Marriage. Marriage and childbearing are important to the assumption of full adult status for Gurungs. Marriages are arranged when daughters are in their mid-to late teens and sons in their late teens to twenties. In previous generations the age at marriage for girls was earlier, from about 9 to 13. Among Gurungs, cross-cousin marriage is preferred. The category of cross cousin is broad, including a large number of classificatory relatives. Residence is patrilocal, with a preference for village exogamy. Divorce can be initiated by either the man or the woman. Bride-wealth in the form of gold jewelry is given to the bride at marriage. If the husband initiates a divorce without due complaint, such as adultery, the wife has the right to keep the bride-wealth. However, if the wife causes or initiates the divorce she is required to return the bride-wealth to her husband.

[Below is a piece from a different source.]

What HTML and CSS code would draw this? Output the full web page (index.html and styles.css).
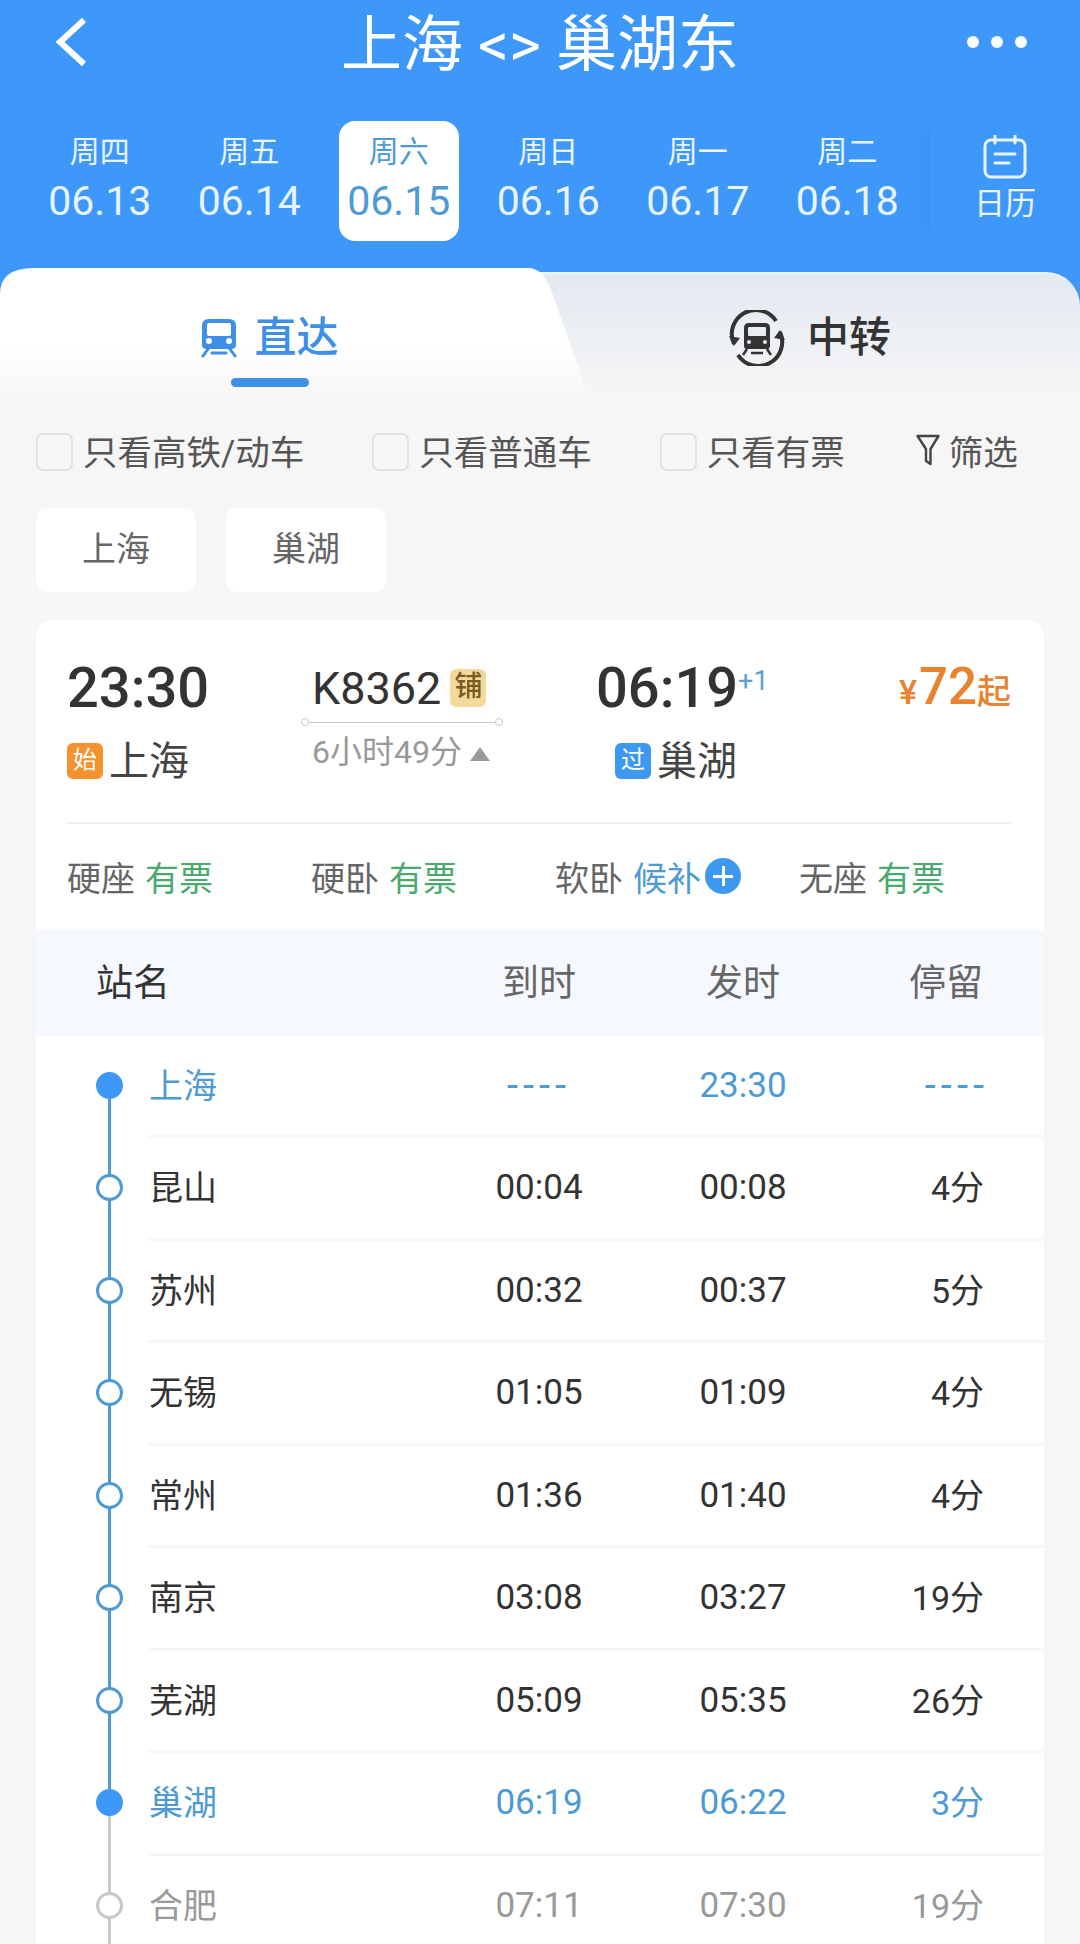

Domestic Unit. Among Gurungs, the domestic unit changes over time. A household will begin as a nuclear family, and, as sons reach adulthood and marry, their brides come into the parental home and remain there while their first one or two children are small. The domestic unit is then an extended family for a period of five to ten years. As the son's children grow, he will build a separate residence, usually next to that of his parents.
Inheritance. Resources are distributed equally among sons in Gurung society. If there is no son, a daughter can inherit, and the son-in-law will come to reside in the household of his parents-in-law. The patrimony may be divided prior to the death of the father. In that case, the father can reserve a small portion. Although it runs contrary to Gurung custom, Nepalese law specifies that unmarried adult daughters should inherit a share of family property.
Socialization. Children are taught to be obedient and respectful of elders. They learn by imitation and the active encouragement of the older children, who often care for smaller ones. Corporal punishment is occasionally used, and unruly children may be isolated briefly. More often children are coaxed toward good behavior and instructed through stories about possible social and supernatural consequences of bad behavior.